The Lower Ninth District of New Orleans was once the most populated African-American community in Louisiana with more than 98.1 percent of houses owned by African-Americans. In August 2005, Hurricane Katrina smashed New Orleans and almost all homes in this area were destroyed.

Today, the community still seems desolate and lifeless.

"Residents who have lost their homes live in cheap apartments provided by the government, and some live in relatives' homes,” Laura Paul, head of a local charity organization, told People’s Daily. “In short, everyone finds their way out."

Paul runs a charity that aims to help residents who lost their homes because of Katrina. She brought People’s Daily’s reporters to the only home reconstruction project in the region.

“After passing the qualification review, the homeowner waited for nearly three years before finally seeing the project start.”
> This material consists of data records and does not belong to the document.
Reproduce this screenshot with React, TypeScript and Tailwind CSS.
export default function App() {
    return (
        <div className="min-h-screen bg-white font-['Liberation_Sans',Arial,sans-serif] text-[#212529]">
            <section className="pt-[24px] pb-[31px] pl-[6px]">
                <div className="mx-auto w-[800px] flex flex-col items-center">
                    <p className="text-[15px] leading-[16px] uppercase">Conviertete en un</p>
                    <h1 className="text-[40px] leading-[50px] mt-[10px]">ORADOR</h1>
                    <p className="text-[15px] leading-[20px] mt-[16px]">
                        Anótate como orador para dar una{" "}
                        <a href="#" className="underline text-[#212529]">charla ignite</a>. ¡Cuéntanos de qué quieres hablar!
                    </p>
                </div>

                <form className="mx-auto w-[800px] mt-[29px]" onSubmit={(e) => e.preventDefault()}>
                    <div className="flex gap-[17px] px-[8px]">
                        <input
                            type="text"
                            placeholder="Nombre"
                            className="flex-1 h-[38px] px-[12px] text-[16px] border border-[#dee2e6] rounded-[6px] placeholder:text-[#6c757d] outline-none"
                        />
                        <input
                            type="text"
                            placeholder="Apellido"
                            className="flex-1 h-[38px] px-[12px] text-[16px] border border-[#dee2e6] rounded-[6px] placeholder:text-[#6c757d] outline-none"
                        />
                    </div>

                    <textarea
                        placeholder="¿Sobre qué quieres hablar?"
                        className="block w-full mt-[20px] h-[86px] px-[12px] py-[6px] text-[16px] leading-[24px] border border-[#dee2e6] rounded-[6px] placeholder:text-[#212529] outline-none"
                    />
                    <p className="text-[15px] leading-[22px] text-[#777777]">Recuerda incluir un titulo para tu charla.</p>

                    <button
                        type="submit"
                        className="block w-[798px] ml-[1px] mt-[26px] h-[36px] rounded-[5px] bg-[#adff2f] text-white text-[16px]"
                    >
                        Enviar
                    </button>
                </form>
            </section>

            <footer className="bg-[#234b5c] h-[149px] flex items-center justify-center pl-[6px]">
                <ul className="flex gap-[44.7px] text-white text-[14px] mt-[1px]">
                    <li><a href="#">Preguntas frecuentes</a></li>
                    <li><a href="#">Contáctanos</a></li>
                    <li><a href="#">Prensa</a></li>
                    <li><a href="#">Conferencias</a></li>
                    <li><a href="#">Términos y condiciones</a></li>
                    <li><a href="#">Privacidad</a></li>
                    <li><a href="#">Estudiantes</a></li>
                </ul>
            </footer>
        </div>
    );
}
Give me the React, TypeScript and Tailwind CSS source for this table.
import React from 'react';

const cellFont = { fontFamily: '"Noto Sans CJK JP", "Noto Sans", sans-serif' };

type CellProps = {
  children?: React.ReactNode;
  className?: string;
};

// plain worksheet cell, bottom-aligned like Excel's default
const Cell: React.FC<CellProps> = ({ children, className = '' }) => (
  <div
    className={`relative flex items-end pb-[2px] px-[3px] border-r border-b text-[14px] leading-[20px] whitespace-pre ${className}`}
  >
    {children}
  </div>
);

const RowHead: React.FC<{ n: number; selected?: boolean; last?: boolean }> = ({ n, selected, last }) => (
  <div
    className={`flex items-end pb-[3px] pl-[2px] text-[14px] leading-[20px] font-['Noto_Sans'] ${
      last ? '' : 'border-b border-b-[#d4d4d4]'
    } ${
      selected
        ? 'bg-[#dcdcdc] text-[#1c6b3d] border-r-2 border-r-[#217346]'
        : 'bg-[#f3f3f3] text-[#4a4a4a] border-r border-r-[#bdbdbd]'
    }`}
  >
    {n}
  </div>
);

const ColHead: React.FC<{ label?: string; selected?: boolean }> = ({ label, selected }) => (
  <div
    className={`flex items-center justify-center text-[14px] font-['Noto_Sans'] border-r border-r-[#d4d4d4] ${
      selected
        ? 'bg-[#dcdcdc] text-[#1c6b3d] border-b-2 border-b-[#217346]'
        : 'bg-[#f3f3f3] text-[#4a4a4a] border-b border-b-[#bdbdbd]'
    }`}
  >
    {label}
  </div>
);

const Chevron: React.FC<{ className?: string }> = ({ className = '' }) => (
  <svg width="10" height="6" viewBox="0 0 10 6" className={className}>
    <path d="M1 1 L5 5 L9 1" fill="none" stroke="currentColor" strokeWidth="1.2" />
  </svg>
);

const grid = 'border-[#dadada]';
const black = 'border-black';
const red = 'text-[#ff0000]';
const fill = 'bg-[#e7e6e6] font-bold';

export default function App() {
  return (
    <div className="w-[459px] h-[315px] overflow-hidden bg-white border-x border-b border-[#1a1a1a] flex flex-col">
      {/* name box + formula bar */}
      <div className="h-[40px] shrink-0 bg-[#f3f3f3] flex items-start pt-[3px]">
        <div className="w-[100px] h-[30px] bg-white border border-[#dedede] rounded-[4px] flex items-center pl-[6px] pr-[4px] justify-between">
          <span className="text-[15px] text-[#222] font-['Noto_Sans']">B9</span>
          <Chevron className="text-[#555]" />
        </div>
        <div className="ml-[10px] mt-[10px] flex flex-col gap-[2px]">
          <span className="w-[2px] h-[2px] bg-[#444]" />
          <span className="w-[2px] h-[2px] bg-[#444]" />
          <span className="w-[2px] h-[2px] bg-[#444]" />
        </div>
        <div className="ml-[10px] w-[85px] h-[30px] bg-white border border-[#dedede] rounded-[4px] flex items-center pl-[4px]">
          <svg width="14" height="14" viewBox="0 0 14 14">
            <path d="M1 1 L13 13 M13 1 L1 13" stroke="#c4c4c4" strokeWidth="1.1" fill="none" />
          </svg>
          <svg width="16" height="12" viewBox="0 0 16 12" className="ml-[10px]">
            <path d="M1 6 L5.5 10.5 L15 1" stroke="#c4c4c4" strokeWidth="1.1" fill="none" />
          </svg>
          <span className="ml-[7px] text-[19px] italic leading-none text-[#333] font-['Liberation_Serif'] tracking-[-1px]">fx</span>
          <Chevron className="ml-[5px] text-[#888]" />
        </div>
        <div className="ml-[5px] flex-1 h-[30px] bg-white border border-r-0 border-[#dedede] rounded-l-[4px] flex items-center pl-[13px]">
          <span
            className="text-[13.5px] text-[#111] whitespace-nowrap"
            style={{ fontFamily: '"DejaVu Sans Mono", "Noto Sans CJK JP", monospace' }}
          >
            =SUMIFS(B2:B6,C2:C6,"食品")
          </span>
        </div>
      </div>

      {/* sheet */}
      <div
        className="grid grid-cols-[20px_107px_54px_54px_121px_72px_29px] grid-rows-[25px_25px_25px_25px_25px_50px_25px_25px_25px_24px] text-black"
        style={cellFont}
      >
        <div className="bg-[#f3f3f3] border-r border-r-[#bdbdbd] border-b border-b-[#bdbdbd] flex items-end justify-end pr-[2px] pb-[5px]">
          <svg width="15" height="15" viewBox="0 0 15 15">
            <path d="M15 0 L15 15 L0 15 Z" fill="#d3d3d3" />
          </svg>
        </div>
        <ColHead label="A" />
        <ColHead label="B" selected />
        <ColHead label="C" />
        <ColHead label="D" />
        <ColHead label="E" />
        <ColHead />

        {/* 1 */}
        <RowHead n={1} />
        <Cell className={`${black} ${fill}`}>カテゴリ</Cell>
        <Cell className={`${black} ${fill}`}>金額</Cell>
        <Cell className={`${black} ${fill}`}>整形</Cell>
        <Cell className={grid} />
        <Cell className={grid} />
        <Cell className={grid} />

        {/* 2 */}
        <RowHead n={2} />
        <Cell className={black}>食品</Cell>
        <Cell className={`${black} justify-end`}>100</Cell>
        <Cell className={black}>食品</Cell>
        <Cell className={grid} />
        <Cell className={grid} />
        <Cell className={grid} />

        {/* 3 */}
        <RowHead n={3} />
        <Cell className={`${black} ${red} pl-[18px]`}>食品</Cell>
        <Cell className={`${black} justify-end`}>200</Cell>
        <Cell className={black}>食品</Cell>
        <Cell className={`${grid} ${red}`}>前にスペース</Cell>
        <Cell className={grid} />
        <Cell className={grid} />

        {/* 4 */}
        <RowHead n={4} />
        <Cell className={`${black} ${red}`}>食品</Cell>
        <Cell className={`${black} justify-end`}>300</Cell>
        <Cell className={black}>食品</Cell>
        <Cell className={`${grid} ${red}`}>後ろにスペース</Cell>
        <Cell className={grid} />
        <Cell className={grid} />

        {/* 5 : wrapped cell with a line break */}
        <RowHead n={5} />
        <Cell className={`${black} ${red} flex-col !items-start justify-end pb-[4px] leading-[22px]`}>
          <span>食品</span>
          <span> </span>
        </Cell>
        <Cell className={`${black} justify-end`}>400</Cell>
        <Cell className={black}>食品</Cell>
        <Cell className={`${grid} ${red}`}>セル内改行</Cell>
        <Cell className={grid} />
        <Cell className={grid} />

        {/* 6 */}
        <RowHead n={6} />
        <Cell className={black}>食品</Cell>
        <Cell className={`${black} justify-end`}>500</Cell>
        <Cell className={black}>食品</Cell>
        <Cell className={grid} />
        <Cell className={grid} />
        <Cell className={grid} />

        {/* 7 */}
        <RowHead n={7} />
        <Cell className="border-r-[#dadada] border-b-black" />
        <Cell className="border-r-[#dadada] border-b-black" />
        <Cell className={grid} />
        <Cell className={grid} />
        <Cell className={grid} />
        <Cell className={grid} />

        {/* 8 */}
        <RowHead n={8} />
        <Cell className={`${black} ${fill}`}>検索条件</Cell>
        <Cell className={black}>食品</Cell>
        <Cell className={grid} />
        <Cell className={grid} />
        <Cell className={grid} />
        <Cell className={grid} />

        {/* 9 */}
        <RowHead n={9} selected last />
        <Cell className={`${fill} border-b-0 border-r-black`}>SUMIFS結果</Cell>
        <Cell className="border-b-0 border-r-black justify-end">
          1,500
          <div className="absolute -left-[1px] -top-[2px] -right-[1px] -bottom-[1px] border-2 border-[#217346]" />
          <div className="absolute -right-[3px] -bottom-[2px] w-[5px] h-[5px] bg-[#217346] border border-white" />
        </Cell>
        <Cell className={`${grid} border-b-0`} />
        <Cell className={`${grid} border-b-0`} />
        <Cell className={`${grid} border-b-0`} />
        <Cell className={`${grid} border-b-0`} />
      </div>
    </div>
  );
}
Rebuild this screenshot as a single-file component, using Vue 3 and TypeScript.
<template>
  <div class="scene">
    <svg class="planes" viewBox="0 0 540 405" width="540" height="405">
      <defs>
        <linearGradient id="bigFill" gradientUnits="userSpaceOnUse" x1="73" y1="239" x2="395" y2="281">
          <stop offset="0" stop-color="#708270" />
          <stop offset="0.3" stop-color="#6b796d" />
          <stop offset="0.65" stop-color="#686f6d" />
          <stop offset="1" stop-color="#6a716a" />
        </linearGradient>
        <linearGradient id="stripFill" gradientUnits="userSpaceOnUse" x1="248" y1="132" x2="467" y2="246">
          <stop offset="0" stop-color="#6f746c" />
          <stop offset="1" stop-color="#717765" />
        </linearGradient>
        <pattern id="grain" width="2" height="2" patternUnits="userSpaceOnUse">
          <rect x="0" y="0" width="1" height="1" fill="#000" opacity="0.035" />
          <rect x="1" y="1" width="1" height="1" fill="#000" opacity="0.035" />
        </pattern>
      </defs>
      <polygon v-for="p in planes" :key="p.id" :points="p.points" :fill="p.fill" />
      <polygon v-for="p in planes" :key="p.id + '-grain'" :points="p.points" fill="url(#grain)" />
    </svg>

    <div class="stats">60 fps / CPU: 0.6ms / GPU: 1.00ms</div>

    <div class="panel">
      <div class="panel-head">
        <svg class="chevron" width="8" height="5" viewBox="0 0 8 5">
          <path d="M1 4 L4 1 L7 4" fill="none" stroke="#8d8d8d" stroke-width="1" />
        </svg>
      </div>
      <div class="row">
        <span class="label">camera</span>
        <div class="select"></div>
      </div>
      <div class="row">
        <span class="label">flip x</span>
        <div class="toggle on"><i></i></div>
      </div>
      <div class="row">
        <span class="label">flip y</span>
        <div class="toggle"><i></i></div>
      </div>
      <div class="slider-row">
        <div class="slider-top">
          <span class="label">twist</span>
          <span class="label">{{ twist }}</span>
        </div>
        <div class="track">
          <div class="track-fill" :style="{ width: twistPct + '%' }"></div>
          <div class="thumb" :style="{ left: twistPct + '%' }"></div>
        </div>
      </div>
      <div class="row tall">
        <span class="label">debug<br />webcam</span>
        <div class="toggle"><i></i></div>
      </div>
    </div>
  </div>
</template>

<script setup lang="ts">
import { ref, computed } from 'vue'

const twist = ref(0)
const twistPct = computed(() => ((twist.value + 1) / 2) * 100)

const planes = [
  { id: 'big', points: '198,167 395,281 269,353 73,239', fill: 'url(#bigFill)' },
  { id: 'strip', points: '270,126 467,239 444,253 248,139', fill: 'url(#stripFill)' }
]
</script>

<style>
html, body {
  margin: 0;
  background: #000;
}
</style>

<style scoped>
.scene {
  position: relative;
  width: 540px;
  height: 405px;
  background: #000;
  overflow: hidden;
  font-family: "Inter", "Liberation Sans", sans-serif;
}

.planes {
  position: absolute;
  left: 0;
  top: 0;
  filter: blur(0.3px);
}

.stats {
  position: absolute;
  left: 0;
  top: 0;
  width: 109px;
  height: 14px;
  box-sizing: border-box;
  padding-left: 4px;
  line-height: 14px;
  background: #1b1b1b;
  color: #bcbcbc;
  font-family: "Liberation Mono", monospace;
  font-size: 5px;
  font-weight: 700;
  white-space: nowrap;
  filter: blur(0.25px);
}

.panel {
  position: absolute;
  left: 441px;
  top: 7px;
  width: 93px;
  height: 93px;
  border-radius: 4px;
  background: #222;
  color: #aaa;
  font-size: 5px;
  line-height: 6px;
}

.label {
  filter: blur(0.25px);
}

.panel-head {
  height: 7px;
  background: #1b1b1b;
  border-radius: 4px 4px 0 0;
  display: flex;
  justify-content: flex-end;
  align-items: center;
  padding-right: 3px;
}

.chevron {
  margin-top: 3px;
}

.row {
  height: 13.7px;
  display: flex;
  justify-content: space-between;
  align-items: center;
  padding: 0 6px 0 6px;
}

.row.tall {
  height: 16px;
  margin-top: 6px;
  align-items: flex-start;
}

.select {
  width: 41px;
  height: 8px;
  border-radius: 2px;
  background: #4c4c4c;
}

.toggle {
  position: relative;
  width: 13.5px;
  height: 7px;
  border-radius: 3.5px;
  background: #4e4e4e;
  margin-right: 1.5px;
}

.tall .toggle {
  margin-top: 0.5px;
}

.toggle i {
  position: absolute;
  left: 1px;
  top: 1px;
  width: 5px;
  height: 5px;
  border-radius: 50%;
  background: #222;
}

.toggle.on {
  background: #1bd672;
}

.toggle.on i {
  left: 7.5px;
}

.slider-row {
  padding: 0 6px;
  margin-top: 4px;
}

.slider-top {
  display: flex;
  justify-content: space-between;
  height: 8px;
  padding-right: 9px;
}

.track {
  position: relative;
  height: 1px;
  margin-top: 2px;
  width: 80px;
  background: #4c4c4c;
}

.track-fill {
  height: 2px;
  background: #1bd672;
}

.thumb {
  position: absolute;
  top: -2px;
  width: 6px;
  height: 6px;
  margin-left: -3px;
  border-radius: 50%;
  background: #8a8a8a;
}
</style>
Paul said that her organization’s funds are mainly from donations. Since its establishment in 2007, they have completed 87 reconstruction projects and partial repairs of more than 300 houses. “As time goes by, people are paying less and less attention to this area, and it is becoming more and more difficult to raise funds,” she said.

When asked if it’s a common problem in the reconstruction of New Orleans, Paul said that after the hurricane, 80 percent of New Orleans was flooded, but the situation in the lower ninth district was extremely special, mainly because it was an African-American dominated community.

“In the post-disaster reconstruction, Federal Emergency Management Agency (FEMA) assistance is not equitably distributed among communities. The compensation for rebuilding houses is based on the market price before the house was destroyed,”Paul told People’s Daily.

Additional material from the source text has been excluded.